Décalage entre mesures et réalité

L’auteure s’appuie sur sa propre expérience de travail auprès d’étudiants d’origine étrangère pour avancer que les personnes les plus susceptibles de demeurer dans la région au terme de leurs études sont celles pour qui le projet d’études s’articule dès le départ autour d’un projet d’immigration et, qui plus est, s’il est familial. Elle souligne un  décalage dans la logique migratoire pensée pour les étudiants étrangers et les mesures et politiques qui en découlent. L’originalité de ce mémoire réside principalement dans ce constat : il existe un paradoxe dans lequel se trouvent les étudiants étrangers financés qui sont dans la mire du projet québécois de régionalisation de l’immigration. D’une part, on prévoit qu’ils ne changent pas d’idée concernant leur formation et qu’ils réussissent sur le plan académique, de sorte que leur cheminement ne soit pas allongé. D’autre part, on prévoit qu’ils s’installent en région et qu’ils y intègrent le marché du travail dans leur domaine d’études collégiales, comblant ainsi les besoins de main-d’œuvre dans les secteurs et régions ciblés par les instances gouvernementales du Québec.

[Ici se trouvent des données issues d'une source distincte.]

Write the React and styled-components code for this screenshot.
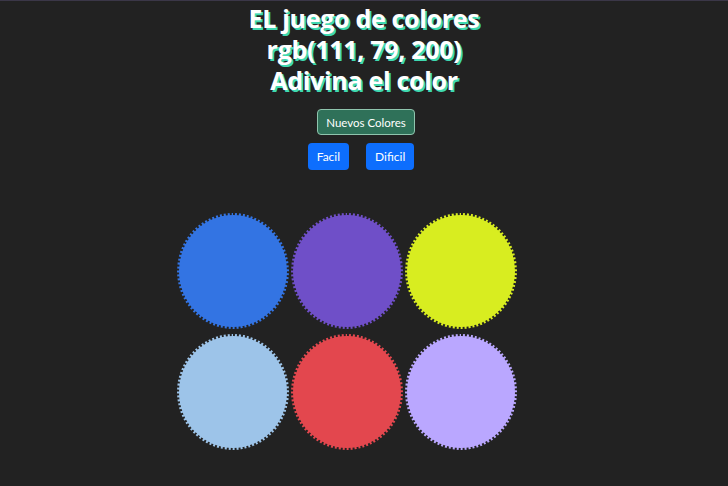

Flexibilité du projet d’études

Il existe donc un projet et une volonté du côté du pays d’origine : celle de soutenir les jeunes dans un projet d’études au Québec afin qu’ils immigrent de façon permanente. Il existe aussi un projet du côté du pays d’accueil : accueillir des jeunes dans des programmes d’études liés à des emplois en forte demande et dans des régions touchées par le déclin démographique. Or, le projet migratoire étant en continuelle redéfinition, les étudiants étrangers ont besoin de flexibilité et de temps dans le dénouement de cet important projet d’études. Ce décalage, cette incompatibilité entre les stratégies politiques, les aspirations de régionalisation de l’immigration et celles des étudiants d’origine étrangère en situation de transition est notable dans cette étude :  tous les Réunionnais et Guadeloupéens passés par l’Institut maritime du Québec depuis 2004 ont quitté Rimouski ; un seul est encore dans la région.